- What to produce:
Your answer should be one number: the count of lines in these entries that hold the word "styles".

- Provided data:
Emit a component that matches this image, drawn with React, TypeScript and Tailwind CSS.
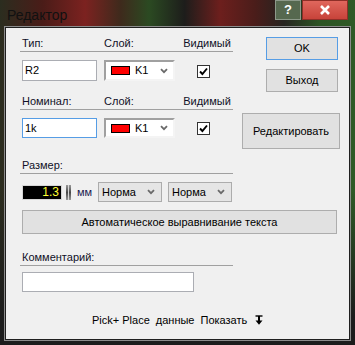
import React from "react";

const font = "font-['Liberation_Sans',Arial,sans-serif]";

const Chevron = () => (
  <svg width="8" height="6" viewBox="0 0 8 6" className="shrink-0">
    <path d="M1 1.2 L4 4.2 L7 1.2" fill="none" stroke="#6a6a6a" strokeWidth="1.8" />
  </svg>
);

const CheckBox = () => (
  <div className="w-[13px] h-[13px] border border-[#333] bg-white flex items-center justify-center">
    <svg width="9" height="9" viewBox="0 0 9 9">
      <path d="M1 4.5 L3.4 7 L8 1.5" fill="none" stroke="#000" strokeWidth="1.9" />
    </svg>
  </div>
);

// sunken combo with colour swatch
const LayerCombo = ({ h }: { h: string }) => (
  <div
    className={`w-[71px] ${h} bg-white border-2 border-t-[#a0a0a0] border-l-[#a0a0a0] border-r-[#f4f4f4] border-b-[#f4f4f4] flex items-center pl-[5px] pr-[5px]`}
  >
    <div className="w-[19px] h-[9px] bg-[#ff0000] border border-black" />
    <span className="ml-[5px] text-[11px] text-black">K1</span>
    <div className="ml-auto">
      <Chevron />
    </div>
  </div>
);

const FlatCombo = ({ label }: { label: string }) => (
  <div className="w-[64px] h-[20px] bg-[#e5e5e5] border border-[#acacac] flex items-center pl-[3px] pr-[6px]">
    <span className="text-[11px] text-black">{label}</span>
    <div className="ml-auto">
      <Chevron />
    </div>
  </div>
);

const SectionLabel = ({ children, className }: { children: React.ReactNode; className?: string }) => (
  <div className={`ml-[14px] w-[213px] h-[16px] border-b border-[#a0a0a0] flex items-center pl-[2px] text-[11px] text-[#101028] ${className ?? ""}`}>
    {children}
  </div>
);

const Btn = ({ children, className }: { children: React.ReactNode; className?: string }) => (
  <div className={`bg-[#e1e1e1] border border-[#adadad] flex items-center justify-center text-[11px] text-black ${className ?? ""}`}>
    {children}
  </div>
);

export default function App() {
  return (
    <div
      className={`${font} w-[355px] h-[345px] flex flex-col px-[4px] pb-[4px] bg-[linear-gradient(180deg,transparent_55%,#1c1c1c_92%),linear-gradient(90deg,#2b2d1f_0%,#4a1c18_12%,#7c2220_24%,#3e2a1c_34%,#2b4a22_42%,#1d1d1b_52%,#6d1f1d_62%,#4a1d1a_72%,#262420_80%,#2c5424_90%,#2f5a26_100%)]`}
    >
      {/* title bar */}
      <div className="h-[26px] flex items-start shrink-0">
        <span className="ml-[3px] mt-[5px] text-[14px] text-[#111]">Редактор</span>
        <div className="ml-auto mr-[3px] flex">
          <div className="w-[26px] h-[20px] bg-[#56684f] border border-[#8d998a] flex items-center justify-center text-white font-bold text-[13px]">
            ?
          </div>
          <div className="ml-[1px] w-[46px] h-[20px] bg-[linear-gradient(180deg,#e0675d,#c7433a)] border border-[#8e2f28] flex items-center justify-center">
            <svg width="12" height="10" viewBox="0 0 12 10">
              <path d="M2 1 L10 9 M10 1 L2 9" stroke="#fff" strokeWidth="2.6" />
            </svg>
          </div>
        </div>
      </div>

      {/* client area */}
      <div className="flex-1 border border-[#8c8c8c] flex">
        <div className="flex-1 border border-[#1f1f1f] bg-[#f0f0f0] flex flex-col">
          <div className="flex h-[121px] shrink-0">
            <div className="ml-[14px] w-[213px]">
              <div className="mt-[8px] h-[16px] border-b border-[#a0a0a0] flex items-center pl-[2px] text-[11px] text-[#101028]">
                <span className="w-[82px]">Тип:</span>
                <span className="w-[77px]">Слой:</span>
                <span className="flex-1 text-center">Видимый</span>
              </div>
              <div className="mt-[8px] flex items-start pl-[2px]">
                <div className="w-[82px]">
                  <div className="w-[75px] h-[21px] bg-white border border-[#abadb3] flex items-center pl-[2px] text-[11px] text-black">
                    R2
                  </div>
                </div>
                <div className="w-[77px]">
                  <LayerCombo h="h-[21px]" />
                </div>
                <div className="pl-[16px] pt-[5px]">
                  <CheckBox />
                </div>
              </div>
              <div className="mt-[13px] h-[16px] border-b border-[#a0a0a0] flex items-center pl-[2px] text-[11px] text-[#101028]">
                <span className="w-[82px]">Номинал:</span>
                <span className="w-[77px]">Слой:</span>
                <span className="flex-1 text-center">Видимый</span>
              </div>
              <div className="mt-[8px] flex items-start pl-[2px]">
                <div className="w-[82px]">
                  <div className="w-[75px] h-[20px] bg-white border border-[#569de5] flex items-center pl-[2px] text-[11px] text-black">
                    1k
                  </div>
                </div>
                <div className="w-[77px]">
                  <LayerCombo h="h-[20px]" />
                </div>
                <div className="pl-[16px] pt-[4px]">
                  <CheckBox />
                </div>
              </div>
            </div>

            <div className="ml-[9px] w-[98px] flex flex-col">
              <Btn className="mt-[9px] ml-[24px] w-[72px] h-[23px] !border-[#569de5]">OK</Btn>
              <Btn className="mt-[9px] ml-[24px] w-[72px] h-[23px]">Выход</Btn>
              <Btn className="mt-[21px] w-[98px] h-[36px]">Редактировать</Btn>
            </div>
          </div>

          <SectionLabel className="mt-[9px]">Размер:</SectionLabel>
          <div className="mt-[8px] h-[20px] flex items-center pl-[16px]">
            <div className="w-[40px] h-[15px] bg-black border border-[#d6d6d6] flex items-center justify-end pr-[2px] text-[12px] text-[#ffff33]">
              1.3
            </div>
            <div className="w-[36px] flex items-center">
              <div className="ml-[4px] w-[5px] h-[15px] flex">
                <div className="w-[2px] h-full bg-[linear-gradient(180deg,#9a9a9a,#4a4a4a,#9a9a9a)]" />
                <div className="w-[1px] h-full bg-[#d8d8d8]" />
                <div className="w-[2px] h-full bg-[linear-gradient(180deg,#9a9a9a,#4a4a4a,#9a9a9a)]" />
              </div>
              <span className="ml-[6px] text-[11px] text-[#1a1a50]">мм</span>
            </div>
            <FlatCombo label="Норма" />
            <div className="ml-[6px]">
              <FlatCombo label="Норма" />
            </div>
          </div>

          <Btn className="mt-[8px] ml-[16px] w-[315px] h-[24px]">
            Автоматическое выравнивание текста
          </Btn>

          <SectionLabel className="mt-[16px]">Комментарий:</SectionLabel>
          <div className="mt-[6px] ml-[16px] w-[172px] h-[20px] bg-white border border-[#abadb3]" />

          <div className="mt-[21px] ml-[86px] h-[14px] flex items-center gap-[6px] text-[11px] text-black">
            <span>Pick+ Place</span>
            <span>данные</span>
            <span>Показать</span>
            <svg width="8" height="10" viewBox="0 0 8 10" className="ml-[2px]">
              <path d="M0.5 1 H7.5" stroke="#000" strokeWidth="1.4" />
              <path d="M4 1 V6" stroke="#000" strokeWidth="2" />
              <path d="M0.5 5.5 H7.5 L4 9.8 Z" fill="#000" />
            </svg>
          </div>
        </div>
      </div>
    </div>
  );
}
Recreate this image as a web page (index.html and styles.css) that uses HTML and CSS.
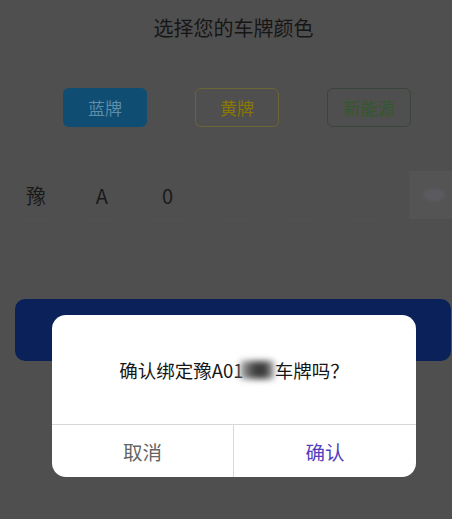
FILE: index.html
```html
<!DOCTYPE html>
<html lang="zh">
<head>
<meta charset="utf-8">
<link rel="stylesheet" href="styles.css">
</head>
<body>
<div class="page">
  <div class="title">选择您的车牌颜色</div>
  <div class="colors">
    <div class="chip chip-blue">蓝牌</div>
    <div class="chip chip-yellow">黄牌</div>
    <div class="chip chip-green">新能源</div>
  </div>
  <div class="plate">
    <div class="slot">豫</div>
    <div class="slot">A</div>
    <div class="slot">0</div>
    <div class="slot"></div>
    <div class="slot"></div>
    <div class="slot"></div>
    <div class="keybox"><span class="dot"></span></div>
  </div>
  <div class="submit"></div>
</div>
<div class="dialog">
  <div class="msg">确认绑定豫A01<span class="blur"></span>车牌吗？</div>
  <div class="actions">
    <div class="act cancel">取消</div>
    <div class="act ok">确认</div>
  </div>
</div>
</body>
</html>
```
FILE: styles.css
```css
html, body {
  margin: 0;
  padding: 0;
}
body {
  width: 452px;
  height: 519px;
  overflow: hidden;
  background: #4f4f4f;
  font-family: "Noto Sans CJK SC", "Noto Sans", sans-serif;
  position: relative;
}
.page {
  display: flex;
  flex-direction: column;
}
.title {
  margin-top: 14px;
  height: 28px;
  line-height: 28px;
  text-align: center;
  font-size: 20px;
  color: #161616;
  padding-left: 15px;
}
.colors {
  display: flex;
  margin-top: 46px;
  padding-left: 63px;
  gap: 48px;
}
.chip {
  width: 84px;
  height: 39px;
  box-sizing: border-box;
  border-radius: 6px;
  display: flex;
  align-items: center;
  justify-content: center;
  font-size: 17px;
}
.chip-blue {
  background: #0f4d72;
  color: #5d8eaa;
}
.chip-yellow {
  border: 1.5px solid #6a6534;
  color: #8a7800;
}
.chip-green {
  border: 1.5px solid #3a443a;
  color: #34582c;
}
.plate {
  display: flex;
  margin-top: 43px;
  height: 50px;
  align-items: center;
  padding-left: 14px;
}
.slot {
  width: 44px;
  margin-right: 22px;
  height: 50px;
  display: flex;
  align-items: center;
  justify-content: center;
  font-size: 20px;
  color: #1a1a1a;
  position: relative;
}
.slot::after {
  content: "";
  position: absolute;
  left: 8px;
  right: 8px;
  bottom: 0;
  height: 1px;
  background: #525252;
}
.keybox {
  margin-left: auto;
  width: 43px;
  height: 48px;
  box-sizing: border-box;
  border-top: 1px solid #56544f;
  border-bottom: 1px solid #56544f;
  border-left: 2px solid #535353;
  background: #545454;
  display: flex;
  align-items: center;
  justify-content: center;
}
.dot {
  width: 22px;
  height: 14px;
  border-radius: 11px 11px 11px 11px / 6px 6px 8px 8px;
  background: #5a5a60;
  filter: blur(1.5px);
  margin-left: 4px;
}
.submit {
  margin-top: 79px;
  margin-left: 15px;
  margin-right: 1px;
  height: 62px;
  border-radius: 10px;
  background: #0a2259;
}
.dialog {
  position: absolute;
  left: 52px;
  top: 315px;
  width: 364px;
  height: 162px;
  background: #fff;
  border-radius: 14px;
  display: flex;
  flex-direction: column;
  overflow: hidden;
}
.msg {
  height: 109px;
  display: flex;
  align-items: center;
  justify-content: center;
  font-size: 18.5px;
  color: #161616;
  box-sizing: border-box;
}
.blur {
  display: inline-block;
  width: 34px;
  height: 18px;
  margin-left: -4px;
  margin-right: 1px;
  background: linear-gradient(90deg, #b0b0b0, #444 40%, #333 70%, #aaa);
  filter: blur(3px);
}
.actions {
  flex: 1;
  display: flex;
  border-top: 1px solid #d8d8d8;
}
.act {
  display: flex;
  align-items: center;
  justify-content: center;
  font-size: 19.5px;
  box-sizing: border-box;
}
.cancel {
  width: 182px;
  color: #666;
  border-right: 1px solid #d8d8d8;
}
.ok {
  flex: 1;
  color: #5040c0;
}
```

- Solved problem:
3